I've paddled more than once with a couple of inches of snow in my lap, gives a whole new meaning to "cool your jets"
 
I remember winter and early Spring runs back when zip front PFDs were still in vogue when the zipper was frozen solid after paddling and it was not possible to get the thing off. While sitting in the truck with the engine running waiting for the heater to melt the frozen zipper I would occasionally silently ask myself if what I was doing was sensible.
 
I had a New Year’s Day trip where the partial spray covers on my canoe came off as two giant frozen pizza slices.

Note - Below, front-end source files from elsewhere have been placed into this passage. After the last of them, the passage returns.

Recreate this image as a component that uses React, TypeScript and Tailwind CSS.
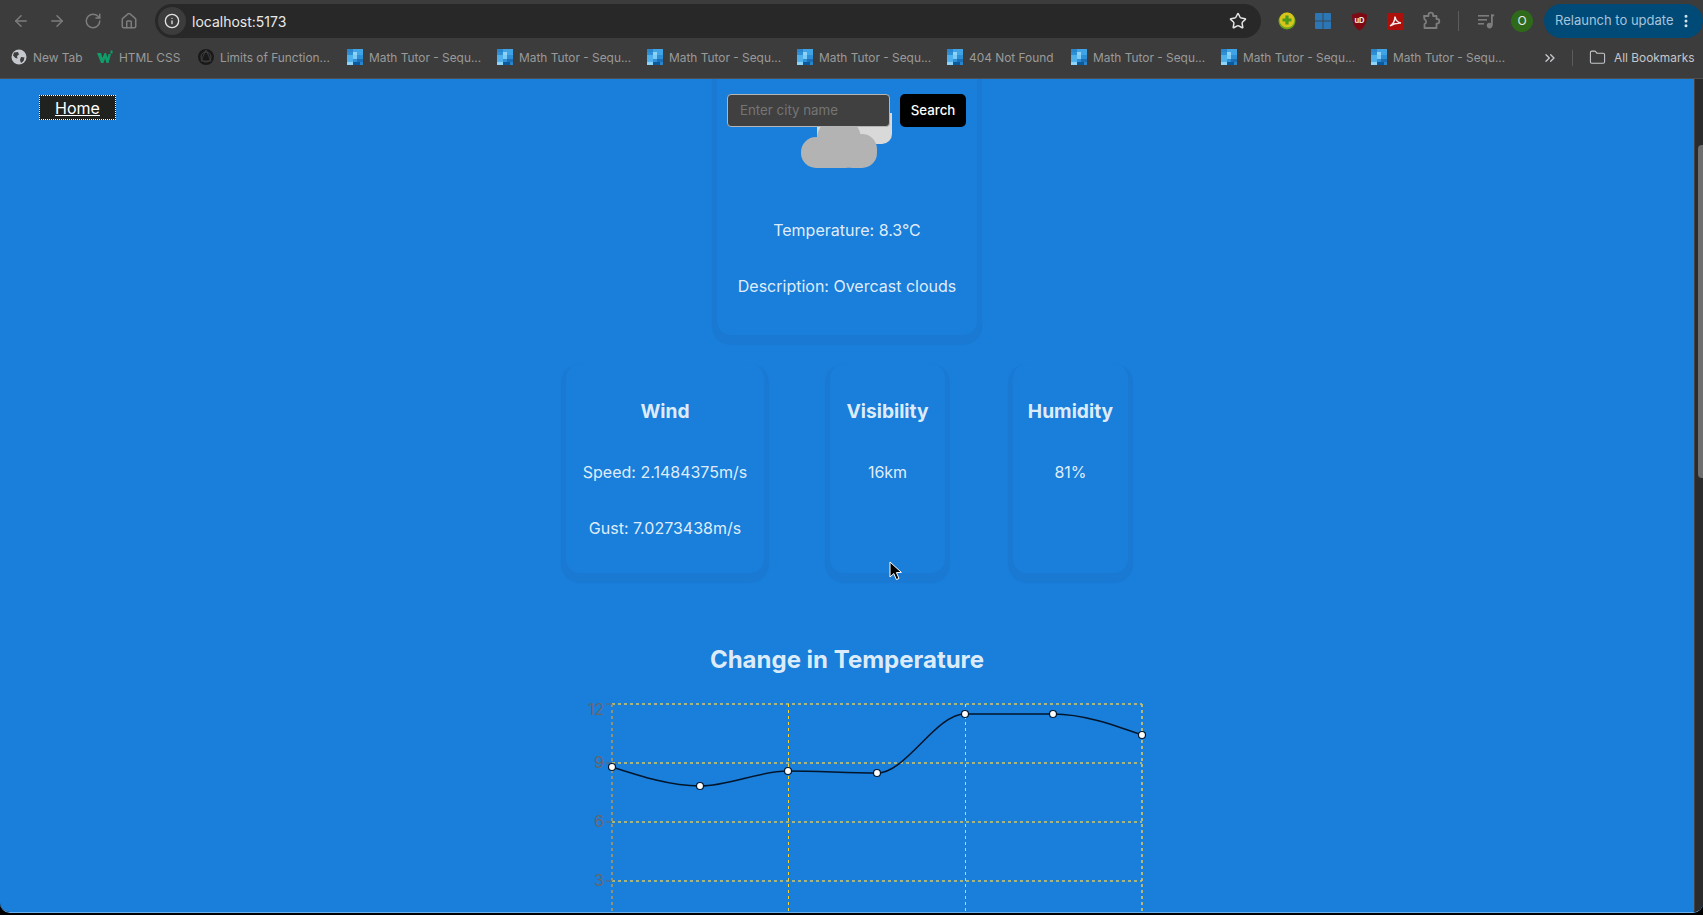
import React from 'react';
import { ArrowLeft, ArrowRight, RotateCw, Home, Info, Star, Folder, ChevronsRight, EllipsisVertical } from 'lucide-react';

const MathFavicon = () => (
  <svg width="16" height="16" viewBox="0 0 5 5" shapeRendering="crispEdges" className="shrink-0">
    <rect width="5" height="5" fill="#2f8fd6" />
    <rect x="0" y="0" width="2" height="1" fill="#2a86cc" />
    <rect x="2" y="0" width="3" height="2" fill="#3fa3e6" />
    <rect x="2" y="1" width="1" height="1" fill="#8fd3f7" />
    <rect x="0" y="2" width="2" height="2" fill="#4fb0ec" />
    <rect x="2" y="2" width="1" height="1" fill="#7ccbf5" />
    <rect x="3" y="3" width="2" height="1" fill="#1c6fb5" />
    <rect x="0" y="4" width="2" height="1" fill="#8ed4f8" />
    <rect x="2" y="4" width="2" height="1" fill="#0c5a9c" />
    <rect x="4" y="4" width="1" height="1" fill="#2a86cc" />
  </svg>
);

const GlobeFavicon = () => (
  <svg width="16" height="16" viewBox="0 0 16 16" className="shrink-0">
    <circle cx="8" cy="8" r="7.5" fill="#c4c7cc" />
    <path d="M3 3.5 L7 3 L8 5.5 L6 7 L6.5 9.5 L4.5 9 L2 6.5 Z M10 8 L13.5 8.5 L12.5 12 L10 14 L9 11 Z" fill="#3c3c3c" />
  </svg>
);

const WFavicon = () => (
  <svg width="16" height="16" viewBox="0 0 16 16" className="shrink-0">
    <path d="M0 4 H4 L5.5 9 L7.5 4 H9 L10.5 9 L11.5 5 H14 L11.5 14 H9.5 L8 9.5 L6.5 14 H4 Z" fill="#0f9d6a" />
    <rect x="13.5" y="1.5" width="2" height="3" fill="#0f9d6a" />
  </svg>
);

const LimitsFavicon = () => (
  <svg width="16" height="16" viewBox="0 0 16 16" className="shrink-0">
    <circle cx="8" cy="8" r="8" fill="#191919" />
    <circle cx="8" cy="8" r="5" fill="none" stroke="#444" strokeWidth="1" />
    <path d="M8 1 L13 12 H3 Z" fill="none" stroke="#444" strokeWidth="0.8" />
  </svg>
);

const bookmarks = [
  { name: 'New Tab', icon: <GlobeFavicon />, width: 'w-[86px]' },
  { name: 'HTML CSS', icon: <WFavicon />, width: 'w-[101px]' },
  { name: 'Limits of Function...', icon: <LimitsFavicon />, width: 'w-[149px]' },
  { name: 'Math Tutor - Sequ...', icon: <MathFavicon />, width: 'w-[150px]' },
  { name: 'Math Tutor - Sequ...', icon: <MathFavicon />, width: 'w-[150px]' },
  { name: 'Math Tutor - Sequ...', icon: <MathFavicon />, width: 'w-[150px]' },
  { name: 'Math Tutor - Sequ...', icon: <MathFavicon />, width: 'w-[150px]' },
  { name: '404 Not Found', icon: <MathFavicon />, width: 'w-[124px]' },
  { name: 'Math Tutor - Sequ...', icon: <MathFavicon />, width: 'w-[150px]' },
  { name: 'Math Tutor - Sequ...', icon: <MathFavicon />, width: 'w-[150px]' },
  { name: 'Math Tutor - Sequ...', icon: <MathFavicon />, width: 'w-[150px]' },
];

const Toolbar = () => (
  <div className="flex h-[42px] items-start bg-[#3c3c3c] pl-[3px] pt-1">
    {[ArrowLeft, ArrowRight, RotateCw, Home].map((Icon, i) => (
      <div key={i} className="flex h-[34px] w-9 items-center justify-center">
        <Icon className="h-[18px] w-[18px] text-[#7d7d7d]" strokeWidth={2} />
      </div>
    ))}
    <div className="ml-2 flex h-[34px] w-[1106px] items-center rounded-full bg-[#282828] pl-[3px] pr-[14px]">
      <div className="flex h-7 w-7 items-center justify-center rounded-full bg-[#3c3c3c]">
        <Info className="h-4 w-4 text-[#e3e3e3]" strokeWidth={2} />
      </div>
      <span className="ml-[6px] flex-1 text-[14px] text-[#e8e8e8]">localhost:5173</span>
      <Star className="h-[18px] w-[18px] text-[#e3e3e3]" strokeWidth={2} />
    </div>
    <div className="ml-2 flex h-[34px] w-9 items-center justify-center">
      <svg width="18" height="18" viewBox="0 0 18 18">
        <circle cx="9" cy="9" r="8.5" fill="#6aa51e" />
        <circle cx="9" cy="8" r="7.5" fill="#d9c41c" />
        <path d="M7.4 3.5 H10.6 V6.4 H13.5 V9.6 H10.6 V12.5 H7.4 V9.6 H4.5 V6.4 H7.4 Z" fill="#4a9a1e" />
      </svg>
    </div>
    <div className="flex h-[34px] w-9 items-center justify-center">
      <svg width="16" height="16" viewBox="0 0 16 16">
        <rect width="16" height="16" rx="1" fill="#2c76b5" />
        <path d="M8 0 V16 M0 8 H16" stroke="#3c3c3c" strokeWidth="0.8" />
      </svg>
    </div>
    <div className="flex h-[34px] w-9 items-center justify-center">
      <svg width="17" height="19" viewBox="0 0 17 19">
        <path d="M8.5 0.5 L16 2.5 C16 10 14 15.5 8.5 18.5 C3 15.5 1 10 1 2.5 Z" fill="#7d0a12" />
        <text x="8.5" y="10.5" textAnchor="middle" fontSize="7.5" fontWeight="700" fill="#eeeeee" fontFamily="Inter, sans-serif">uD</text>
      </svg>
    </div>
    <div className="flex h-[34px] w-9 items-center justify-center">
      <svg width="17" height="17" viewBox="0 0 17 17">
        <rect width="17" height="17" rx="2" fill="#ad0f0a" />
        <path d="M3 13 C6 11 8 7 8 3.5 C8.5 7 10.5 9.5 14 10 C10 9.8 6 11 3 13 Z" fill="none" stroke="#f4eaea" strokeWidth="1.5" />
      </svg>
    </div>
    <div className="flex h-[34px] w-9 items-center justify-center">
      <svg width="20" height="20" viewBox="0 0 20 20" fill="none" stroke="#7d7d7d" strokeWidth="1.8" strokeLinejoin="round">
        <path d="M3 5 H7.5 V4 A2.3 2.3 0 0 1 12.1 4 V5 H15.5 V8 H16 A2.3 2.3 0 0 1 16 12.6 H15.5 V17 H3.5 V13.2 A2.6 2.6 0 0 0 3.5 8.4 Z" />
      </svg>
    </div>
    <div className="ml-[9px] mt-[7px] h-[20px] w-px bg-[#5c5c5c]" />
    <div className="ml-[9px] flex h-[34px] w-9 items-center justify-center">
      <svg width="18" height="18" viewBox="0 0 18 18" fill="#7d7d7d">
        <rect x="1" y="3" width="11" height="1.6" />
        <rect x="1" y="7" width="9" height="1.6" />
        <rect x="1" y="11" width="6" height="1.6" />
        <rect x="14" y="2.5" width="1.8" height="11" />
        <rect x="14" y="2.5" width="3.2" height="1.8" />
        <circle cx="12.6" cy="13.6" r="2.8" />
      </svg>
    </div>
    <div className="ml-[7px] mt-[6px] flex h-[22px] w-[22px] items-center justify-center rounded-full bg-[#2f6a1b] text-[12px] text-[#e8e8e8]">
      O
    </div>
    <div className="ml-[11px] flex h-[34px] w-[159px] items-center rounded-full bg-[#004a77] pl-[11px]">
      <span className="text-[13px] text-[#a6c4dc]">Relaunch to update</span>
      <EllipsisVertical className="ml-1 h-4 w-4 text-[#d5e3ef]" strokeWidth={2.5} />
    </div>
  </div>
);

const BookmarksBar = () => (
  <div className="flex h-[37px] items-center border-b border-[#4f4f4f] bg-[#3c3c3c] pb-[5px] pl-[11px] text-[11.9px] text-[#9a9a9a]">
    {bookmarks.map((b, i) => (
      <div key={i} className={`flex items-center gap-[6px] whitespace-nowrap ${b.width}`}>
        {b.icon}
        <span>{b.name}</span>
      </div>
    ))}
    <ChevronsRight className="ml-[21px] h-4 w-4 text-[#c4c7cc]" strokeWidth={2} />
    <div className="ml-[14px] h-[16px] w-px bg-[#5c5c5c]" />
    <Folder className="ml-[16px] h-[17px] w-[17px] text-[#c4c7cc]" strokeWidth={1.5} />
    <span className="ml-[8px] whitespace-nowrap text-[#c4c7cc]">All Bookmarks</span>
  </div>
);

const InfoCard = ({ title, lines, className }: { title: string; lines: string[]; className: string }) => (
  <div className={`h-[209px] rounded-[14px] bg-[#1a7fda] pt-[33px] text-center shadow-[0_5px_1px_5px_#1a79d2] ${className}`}>
    <h3 className="text-[19.2px] font-bold leading-[28px]">{title}</h3>
    {lines.map((line, i) => (
      <p key={line} className={i === 0 ? 'mt-[35px] leading-[24px]' : 'mt-[32px] leading-[24px]'}>
        {line}
      </p>
    ))}
  </div>
);

const points = [
  [612, 767],
  [700, 786],
  [788, 771],
  [877, 773],
  [965, 714],
  [1053, 714],
  [1142, 735],
];

const TempChart = () => (
  <svg width="590" height="260" viewBox="552 694 590 260" className="mt-[18px] overflow-visible">
    <g stroke="#d9c860" strokeDasharray="3 3" strokeWidth="1.4" fill="none">
      {[704, 763, 822, 881].map((y) => (
        <line key={y} x1="612" x2="1142" y1={y} y2={y} />
      ))}
    </g>
    <g stroke="#ffd42a" strokeDasharray="3 3" fill="none">
      {[788.5, 965.5].map((x) => (
        <line key={x} x1={x} x2={x} y1="704" y2="940" />
      ))}
      <line x1="1142" x2="1142" y1="704" y2="940" stroke="#d9c860" strokeWidth="1.6" />
    </g>
    <line x1="612" x2="612" y1="704" y2="940" stroke="#8f9377" strokeWidth="2" strokeDasharray="3 3" />
    {[704, 763, 822, 881].map((y) => (
      <line key={y} x1="606" x2="612" y1={y} y2={y} stroke="#666" />
    ))}
    <g fill="#666" fontSize="16" textAnchor="end">
      <text x="604" y="715">12</text>
      <text x="604" y="768">9</text>
      <text x="604" y="827">6</text>
      <text x="604" y="886">3</text>
    </g>
    <path
      d="M612,767 C641.3,776.5 670.7,786 700,786 C729.3,786 758.7,771 788,771 C817.7,771 847.3,773 877,773 C906.3,773 935.7,714 965,714 C994.3,714 1023.7,714 1053,714 C1082.7,714 1112.3,724.5 1142,735"
      fill="none"
      stroke="#02152b"
      strokeWidth="1.5"
    />
    {points.map(([x, y]) => (
      <circle key={x} cx={x} cy={y} r="3.5" fill="#fff" stroke="#02152b" strokeWidth="1.2" />
    ))}
  </svg>
);

export default function App() {
  return (
    <div className="h-[915px] w-[1703px] overflow-hidden bg-black font-['Inter',sans-serif]">
      <Toolbar />
      <BookmarksBar />
      <div className="flex h-[834px] overflow-hidden rounded-b-[10px] border-b border-[#6db0ee]">
        <div className="relative flex w-[1694px] flex-col items-center overflow-hidden bg-[#1a7fda] text-[rgba(255,255,255,0.87)]">
          <a className="absolute left-[39px] top-[16px] z-10 flex h-[25px] w-[77px] items-center justify-center border border-dotted border-white bg-[#20221f] text-white underline">
            Home
          </a>
          <div className="absolute left-[727px] top-[15px] z-10 flex gap-[10px]">
            <input
              placeholder="Enter city name"
              className="h-[33px] w-[163px] rounded-[4px] border border-[#b5b5b5] bg-[#404040] pb-[2px] pl-3 text-[13.3px] outline-none placeholder:text-[#757575]"
            />
            <button className="h-[33px] w-[66px] rounded-[5px] bg-black text-[13.3px] font-medium text-white">Search</button>
          </div>

          <div className="mt-[-20px] flex w-[260px] flex-col items-center rounded-[14px] pb-[37px] pt-[54px] text-center shadow-[0_5px_1px_5px_#1a79d2]">
            <svg width="100" height="56" viewBox="0 0 100 56">
              <path d="M20 0 H95 V21 A10 10 0 0 1 85 31 H24 L20 24 Z" fill="#d9d9d9" />
              <circle cx="42" cy="26" r="22" fill="#b3b3b3" />
              <rect x="4" y="24" width="60" height="31" rx="15" fill="#b3b3b3" />
              <rect x="40" y="21" width="40" height="34" rx="15" fill="#b3b3b3" />
            </svg>
            <p className="mt-[49px] leading-[24px]">Temperature: 8.3°C</p>
            <p className="mt-[32px] leading-[24px]">Description: Overcast clouds</p>
          </div>

          <div className="mt-[29px] flex">
            <InfoCard title="Wind" lines={['Speed: 2.1484375m/s', 'Gust: 7.0273438m/s']} className="w-[198px]" />
            <InfoCard title="Visibility" lines={['16km']} className="ml-[66px] w-[115px]" />
            <InfoCard title="Humidity" lines={['81%']} className="ml-[68px] w-[115px]" />
          </div>

          <h2 className="mt-[71px] text-[24px] font-bold leading-[32px]">Change in Temperature</h2>
          <TempChart />

          {/* mouse pointer */}
          <svg width="14" height="20" viewBox="0 0 14 20" className="absolute left-[889px] top-[482px] z-10">
            <path d="M1 1 L1 16 L4.8 12.6 L7.4 18.6 L10 17.4 L7.4 11.6 L12.4 11.4 Z" fill="#000" stroke="#fff" strokeWidth="1" />
          </svg>
        </div>
        <div className="w-[9px] border-l border-[#444] bg-[#2b2b2b]">
          <div className="ml-[3px] mt-[66px] h-[333px] rounded-l-[4px] bg-[#6e6e6e]" />
        </div>
      </div>
    </div>
  );
}
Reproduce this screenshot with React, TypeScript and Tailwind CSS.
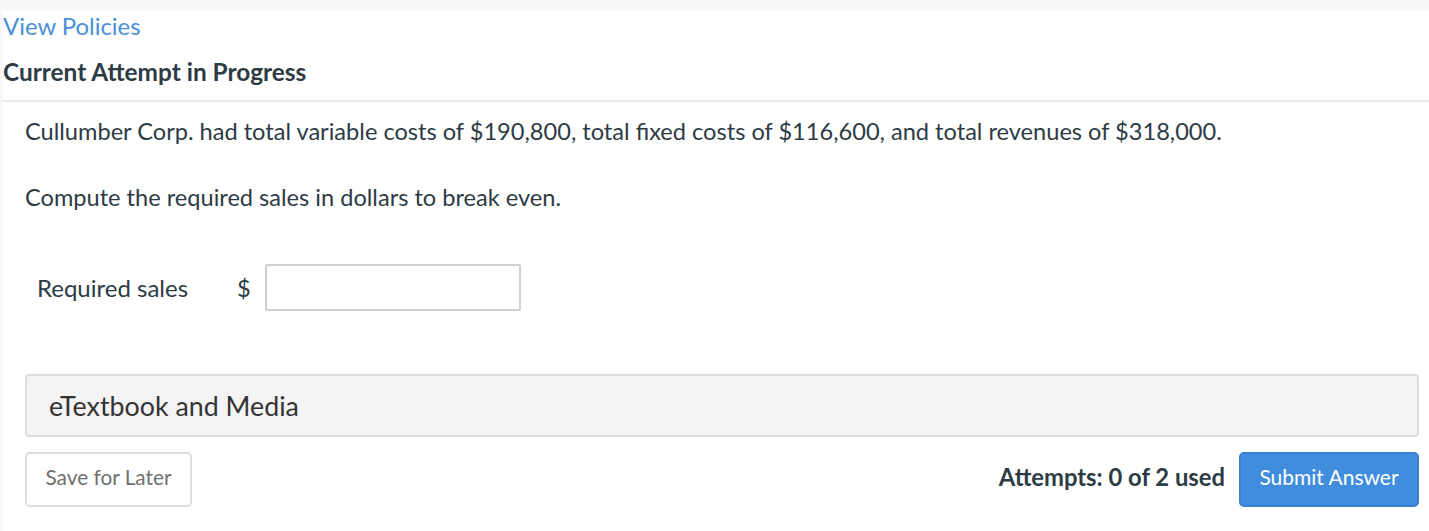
export default function App() {
  return (
    <div className="min-h-[531px] bg-[#f7f7f7] pt-[10px] font-['Lato','Liberation_Sans',sans-serif]">
      <div className="ml-[2px] min-h-[521px] bg-white">
        {/* header */}
        <div className="pl-[1px]">
          <a className="block text-[23.9px] leading-[32px] text-[#4a90d9]">View Policies</a>
          <h2 className="mt-[15px] text-[24.4px] font-bold leading-[30px] text-[#2d3b45]">Current Attempt in Progress</h2>
        </div>
        <div className="mt-[13px] h-[2px] bg-[#ebebeb]" />

        {/* question */}
        <div className="pl-[23px] pr-[10px] text-[#2d3b45]">
          <p className="mt-[13px] text-[23.6px] leading-[32px]">
            Cullumber Corp. had total variable costs of $190,800, total fixed costs of $116,600, and total revenues of $318,000.
          </p>
          <p className="mt-[34px] text-[23.6px] leading-[32px]">Compute the required sales in dollars to break even.</p>

          <div className="mt-[51px] flex items-center pl-[12px]">
            <span className="w-[200px] text-[24px] leading-[32px]">Required sales</span>
            <span className="text-[23.6px] leading-[32px]">$</span>
            <input
              type="text"
              className="ml-[14px] h-[47px] w-[256px] rounded-[2px] border-2 border-[#d0d0d0] bg-white outline-none"
            />
          </div>

          <div className="mt-[63px] flex h-[63px] items-center rounded-[4px] border-2 border-[#dddddd] bg-[#f4f4f4] pl-[22px]">
            <span className="text-[26.8px] leading-[32px] text-[#333333]">eTextbook and Media</span>
          </div>

          <div className="mt-[15px] flex items-center justify-between">
            <button className="h-[55px] w-[167px] rounded-[5px] border-2 border-[#dddddd] bg-white pb-[5px] text-[20.8px] text-[#707070]">
              Save for Later
            </button>
            <div className="flex items-center">
              <span className="pb-[3px] text-[23.8px] font-bold text-[#2d3b45]">Attempts: 0 of 2 used</span>
              <button className="ml-[14px] h-[55px] w-[180px] rounded-[5px] border-2 border-[#3a7fd0] bg-[#418ddd] pb-[5px] text-[21px] text-white">
                Submit Answer
              </button>
            </div>
          </div>
        </div>
      </div>
    </div>
  )
}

More worrying, I’ve had my throw bag, which I keep off the bilge clipped around a thwart, end up as a frozen block of rope after some winter trips. No way it would have played out, or been throw-able as anything more than a brick in a bag.

I made a winter throw bag using a small dry bag with a grommet on the bottom. It doesn’t throw as well as a manufactured bag, but it is better than a frozen brick.

Is there such a thing as a winter throw bag?
 
I used to fish Pyramid Lake, NV in winter. Mostly we waded from shore with neoprene chest waders. I have never liked taking boats out on the big lake in winter.
I had one rule, when the guides on my fishing rod started to ice up I would quit and get out of the water.
The lake has Lahontan cutthroat trout, LCTs that can get huge. Ten pounds is common, 20 pounds is no big deal. Next we are expecting a 30 pounder. The lake record in the old days was 43 pounds.
 
I put my boats away last Wednesday, right before the big snow storm that hit the East coast last week. I was OK with that as I had a good fall paddling season and hadn't put a boat in the water for the previous ten days because of wind and ice. Last winter my lake froze and thawed three times and I got out every month sometimes needing my ice hook and pole to navigate over and through the ice, fun stuff. I don't expect my lake to thaw this winter as it is already thicker than it was at any time last year, but you never know. If things warm up, which they will, I will be able to paddle and pole on the Susquehanna or the Delaware. In the mean time there is skiing while it lasts and hiking.
 
I think I am done for a couple of months, but I still have one canoe (covered) out on the trailer, complete with snow and ice. I too had a good fall paddling season. No, I would say it was great! First fall in several years that my over-use, joint-ligament bothers did not crop up and slow down my roll. May it continue next year.
 
In the West the good runoff and flows for running rivers occurs in the spring. Usually canoes can do okay with 300-400 cfs. But for a raft or drift boat you need closer to 800-1,000 cfs. We used to start in late March or early April. It is daunting to plan to go rafting on Saturday, and then wake up to blowing snow. We were young and gung ho about it. Everyone had full wet suits, so we just went anyway. People took swims in 40-45 degree water fairly often. With good wet suits and rescue practice, we always got everyone out of the water without getting too cold.

I remember moving to the Reno area back in the 1980s. It snowed on Memorial Day which seemed unusual, moving there from Wyoming. I realized it was no fluke when it snowed again on Memorial Day the very next year.